Peres Shows Religious Side In Rare Visit To Ultra-Orthodox Heartland
Yair Ettinger • Ha'aretzPresident Shimon Peres said yesterday that if it were up to him, all Jews would observe the Sabbath and work only six days a week - "as the Torah commands."
Speaking on an official visit to the predominantly ultra-Orthodox city of Bnei Brak, Peres said he was proud that the state and the IDF released yeshiva students from military service so they could devote their life to Torah study.
The president, who spoke fondly and sympathetically of the ultra-Orthodox community, its rabbis, values and way of life, was welcomed by Bnei Brak's top officials and leading rabbis. He had come a long way from the days in which for them he epitomized the hated left wing, which the late ultra-Orthodox Lithuanian leader Rabbi Eliezer Menachem Shach lambasted in 1990 as "breeders of rabbits and pigs."
While students from Bnei Brak's renowned Ponevezh yeshiva pushed through the crowd of thousands of young men to be photographed with the president, fanatic ultra-Orthodox factions arrived on buses from Jerusalem and Beit Shemesh to demonstrate against the guest.

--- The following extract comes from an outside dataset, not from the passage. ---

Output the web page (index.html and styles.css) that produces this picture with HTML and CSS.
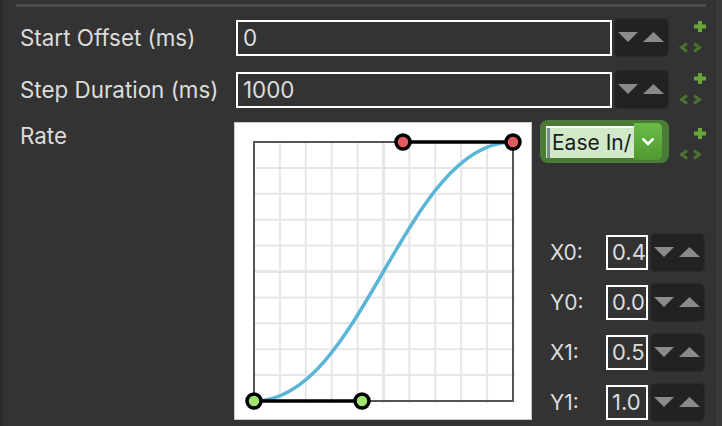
FILE: index.html
```html
<!DOCTYPE html>
<html>
<head>
<meta charset="utf-8">
<link rel="stylesheet" href="styles.css">
</head>
<body>
<div class="app">
  <div class="edge-left"></div>
  <div class="panel">
    <div class="topbar"></div>

    <div class="row first">
      <div class="label">Start Offset (ms)</div>
      <div class="field wide">0</div>
      <div class="stepper">
        <svg width="55" height="39" viewBox="0 0 55 39"><polygon points="4,14 24,14 14,24" class="tri"/><polygon points="29,24 50,24 39.5,14" class="tri"/></svg>
      </div>
      <div class="icons">
        <svg width="27" height="39" viewBox="0 0 27 39"><path d="M15 8.5h12M21 3v11" class="plus"/><path d="M8 25.5l-5.5 4 5.5 4M15 25.5l5.5 4-5.5 4" class="code"/></svg>
      </div>
    </div>

    <div class="row second">
      <div class="label">Step Duration (ms)</div>
      <div class="field wide">1000</div>
      <div class="stepper">
        <svg width="55" height="39" viewBox="0 0 55 39"><polygon points="4,14 24,14 14,24" class="tri"/><polygon points="29,24 50,24 39.5,14" class="tri"/></svg>
      </div>
      <div class="icons">
        <svg width="27" height="39" viewBox="0 0 27 39"><path d="M15 8.5h12M21 3v11" class="plus"/><path d="M8 25.5l-5.5 4 5.5 4M15 25.5l5.5 4-5.5 4" class="code"/></svg>
      </div>
    </div>

    <div class="row rate">
      <div class="label rate-label">Rate</div>
      <div class="graph">
        <svg width="298" height="298" viewBox="0 0 298 298">
          <g class="grid">
            <line x1="45.9" y1="20" x2="45.9" y2="281"/>
            <line x1="71.8" y1="20" x2="71.8" y2="281"/>
            <line x1="97.7" y1="20" x2="97.7" y2="281"/>
            <line x1="123.6" y1="20" x2="123.6" y2="281"/>
            <line x1="175.4" y1="20" x2="175.4" y2="281"/>
            <line x1="201.3" y1="20" x2="201.3" y2="281"/>
            <line x1="227.2" y1="20" x2="227.2" y2="281"/>
            <line x1="253.1" y1="20" x2="253.1" y2="281"/>
            <line y1="45.9" x1="20" y2="45.9" x2="281"/>
            <line y1="71.8" x1="20" y2="71.8" x2="281"/>
            <line y1="97.7" x1="20" y2="97.7" x2="281"/>
            <line y1="123.6" x1="20" y2="123.6" x2="281"/>
            <line y1="175.4" x1="20" y2="175.4" x2="281"/>
            <line y1="201.3" x1="20" y2="201.3" x2="281"/>
            <line y1="227.2" x1="20" y2="227.2" x2="281"/>
            <line y1="253.1" x1="20" y2="253.1" x2="281"/>
            <line x1="149.5" y1="20" x2="149.5" y2="281" class="mid"/>
            <line y1="149.5" x1="20" y2="149.5" x2="281" class="mid"/>
          </g>
          <rect x="20" y="20" width="259" height="259" class="plot"/>
          <path d="M20 279 C128.8 279 170.2 20 279 20" class="curve"/>
          <line x1="20" y1="279" x2="128" y2="279" class="handle"/>
          <line x1="169" y1="20" x2="279" y2="20" class="handle"/>
          <circle cx="20" cy="279" r="7" class="pt-green"/>
          <circle cx="128" cy="279" r="7" class="pt-green"/>
          <circle cx="169" cy="20" r="7" class="pt-red"/>
          <circle cx="279" cy="20" r="7" class="pt-red"/>
        </svg>
      </div>
      <div class="side">
        <div class="dd-row">
          <div class="dropdown">
            <div class="dd-field"><span class="caret"></span><span class="dd-text">Ease In/</span></div>
            <div class="dd-btn">
              <svg width="14" height="9" viewBox="0 0 14 9"><path d="M1.5 1.5l5.5 5.5 5.5-5.5" class="chev"/></svg>
            </div>
          </div>
          <div class="icons">
            <svg width="27" height="39" viewBox="0 0 27 39"><path d="M15 8.5h12M21 3v11" class="plus"/><path d="M8 25.5l-5.5 4 5.5 4M15 25.5l5.5 4-5.5 4" class="code"/></svg>
          </div>
        </div>
        <div class="params">
          <div class="prow">
            <div class="plabel">X0:</div>
            <div class="field small">0.4</div>
            <div class="stepper">
              <svg width="55" height="39" viewBox="0 0 55 39"><polygon points="4,14 24,14 14,24" class="tri"/><polygon points="29,24 50,24 39.5,14" class="tri"/></svg>
            </div>
          </div>
          <div class="prow">
            <div class="plabel">Y0:</div>
            <div class="field small">0.0</div>
            <div class="stepper">
              <svg width="55" height="39" viewBox="0 0 55 39"><polygon points="4,14 24,14 14,24" class="tri"/><polygon points="29,24 50,24 39.5,14" class="tri"/></svg>
            </div>
          </div>
          <div class="prow">
            <div class="plabel">X1:</div>
            <div class="field small">0.5</div>
            <div class="stepper">
              <svg width="55" height="39" viewBox="0 0 55 39"><polygon points="4,14 24,14 14,24" class="tri"/><polygon points="29,24 50,24 39.5,14" class="tri"/></svg>
            </div>
          </div>
          <div class="prow">
            <div class="plabel">Y1:</div>
            <div class="field small">1.0</div>
            <div class="stepper">
              <svg width="55" height="39" viewBox="0 0 55 39"><polygon points="4,14 24,14 14,24" class="tri"/><polygon points="29,24 50,24 39.5,14" class="tri"/></svg>
            </div>
          </div>
        </div>
      </div>
    </div>
  </div>
  <div class="edge-right"></div>
</div>
</body>
</html>
```

FILE: styles.css
```css
html, body {
  margin: 0;
  padding: 0;
  background: #333333;
  width: 722px;
  height: 426px;
  overflow: hidden;
  font-family: Inter, "Noto Sans", sans-serif;
  color: #dcdcdc;
}

.app {
  display: flex;
  width: 722px;
  height: 426px;
}

.edge-left {
  width: 3px;
  background: #2b2b2d;
  flex: none;
}

.edge-right {
  width: 6px;
  background: #3a3a3a;
  flex: none;
}

.panel {
  flex: 1;
  background: #333333;
}

.topbar {
  margin: 4px 0 0 13px;
  width: 690px;
  height: 3px;
  background: #4b4b4b;
}

.row {
  display: flex;
  align-items: center;
  padding-left: 17px;
}

.row.first { margin-top: 11px; }
.row.second { margin-top: 13px; }
.row.rate { margin-top: 11px; align-items: flex-start; }

.label {
  width: 216px;
  flex: none;
  font-size: 22.4px;
  line-height: 26px;
  white-space: nowrap;
}

.rate-label {
  width: 214px;
  padding-top: 3px;
}

.field {
  box-sizing: border-box;
  border: 2px solid #ffffff;
  background: #333333;
  color: #dcdcdc;
  font-size: 22.4px;
  line-height: 31px;
  white-space: nowrap;
  overflow: hidden;
  flex: none;
}

.field.wide {
  width: 376px;
  height: 36px;
  padding-left: 5px;
}

.field.small {
  width: 42px;
  height: 35px;
  padding-left: 4px;
  font-size: 22px;
}

.stepper {
  width: 55px;
  height: 39px;
  margin-left: 2px;
  box-sizing: border-box;
  background: #222222;
  border: 1px solid #2b2b2b;
  border-radius: 5px;
  flex: none;
}

.stepper svg {
  display: block;
  margin: -1px;
}

.tri { fill: #8a8a8a; }

.icons {
  width: 27px;
  height: 39px;
  margin-left: 10px;
  flex: none;
}

.icons svg { display: block; }

.plus {
  stroke: #6aa53b;
  stroke-width: 4;
  fill: none;
}

.code {
  stroke: #4a7230;
  stroke-width: 3;
  fill: none;
}

.graph {
  width: 298px;
  height: 298px;
  margin-top: 2px;
  flex: none;
  background: #ffffff;
  box-shadow: inset 0 0 0 1px #c8c8c8;
}

.graph svg { display: block; }

.grid line {
  stroke: #e6e6e6;
  stroke-width: 2;
}

.grid line.mid { stroke-width: 3; }

.plot {
  fill: none;
  stroke: #555555;
  stroke-width: 2;
}

.curve {
  fill: none;
  stroke: #5ab5d6;
  stroke-width: 3.5;
}

.handle {
  stroke: #000000;
  stroke-width: 3.5;
}

.pt-green {
  fill: #9ee26f;
  stroke: #000000;
  stroke-width: 3.5;
}

.pt-red {
  fill: #e05a5e;
  stroke: #000000;
  stroke-width: 3.5;
}

.side {
  margin-left: 8px;
  display: flex;
  flex-direction: column;
}

.dd-row {
  display: flex;
  align-items: flex-start;
}

.dd-row .icons { margin-top: 5px; }

.dropdown {
  box-sizing: border-box;
  width: 129px;
  height: 43px;
  padding: 3px 7px 3px 6px;
  background: #4a7b37;
  border-radius: 8px;
  display: flex;
  align-items: center;
  flex: none;
}

.dd-field {
  box-sizing: border-box;
  width: 88px;
  height: 32px;
  background: #d1e9c9;
  border-top: 2px solid #ffffff;
  display: flex;
  align-items: center;
  overflow: hidden;
  white-space: nowrap;
}

.caret {
  width: 3px;
  height: 30px;
  background: #7b8a90;
  flex: none;
  margin-left: 1px;
}

.dd-text {
  color: #1c1c1c;
  font-size: 21px;
  margin-left: 2px;
}

.dd-btn {
  width: 28px;
  height: 37px;
  border-radius: 0 5px 5px 0;
  background: linear-gradient(#6cbb48, #4e9a2f);
  display: flex;
  align-items: center;
  justify-content: center;
  flex: none;
}

.chev {
  fill: none;
  stroke: #ffffff;
  stroke-width: 2.5;
}

.params {
  margin-top: 69px;
  display: flex;
  flex-direction: column;
  gap: 11px;
}

.prow {
  display: flex;
  align-items: center;
  height: 39px;
}

.plabel {
  width: 66px;
  padding-left: 10px;
  box-sizing: border-box;
  font-size: 21px;
  flex: none;
}
```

"The people who sit here really study Torah for its own sake. I'm very proud that the state and army have agreed to release them to devote their life to their studies," Peres said at the yeshiva.
After stopping at Ponevezh yeshiva, Peres met privately with one of the Lithuanian ultra-Orthodox community's leaders, Aharon Yehuda Leib Shteinman. The president intended to discuss ways of advancing Bnei Brak economically, but also took time to address acute political issues such as the current tension in the coalition over the new conversion bill. He also reminisced about his childhood, waxing nostalgic over Gemara studies with his grandfather and the famous blessing he received as an infant from Rabbi Chofetz Chaim.
Demonstrators outside the meeting with Shteinman held up posters against "desecrating and degrading our holy Torah by paying respect in public to the the evil president of the heretic state! For money!" They railed against Shteinman and, after Peres left, threw rocks and other objects at the rabbi's house.
Speaking at the Haredi-owned IROX hi-tech company, which employs 80 ultra-Orthodox women, the president said: "I would say half-jokingly that if I really had the power to do so, I would have all the Jews keep the Sabbath and work only six days a week, as the Torah commands."
Improved relations
In recent years, Peres' ties with ultra-Orthodox leaders have improved. This began with regular holiday visits to Shas' spiritual leader Rabbi Ovadia Yosef, and continued with Shas' and United Torah Judaism's support for his presidential candidacy in 2007, along with his historic visit to Lithuanian leader Rabbi Yosef Shalom Elyashiv a few months ago.
For Peres, the visit, which his aides planned for months, was also a return to his roots - not only to his childhood in Wiszniewo, Poland (now Visnieva, Belarus), but to his political beginnings, when he was David Ben-Gurion's right-hand man in the early days of the state.
The first prime minister was the first Israeli leader to visit Bnei Brak, in October 1952, and called on the Hazon Ish - the outstanding Talmud scholar Avraham Yeshaya Karelitz, one of the founding fathers of the Haredi community in Israel. It was at this meeting that the two agreed on the arrangement that would exempt yeshiva students from military service.
Although a radical secularist in his private life, Ben-Gurion established the status quo with the ultra-Orthodox leaders. His work led to compromises which enabled the establishment of the Haredi education stream. And unlike others in his party, he believed in preserving the state's Jewish identity and maintaining an understanding with the ultra-Orthodox community.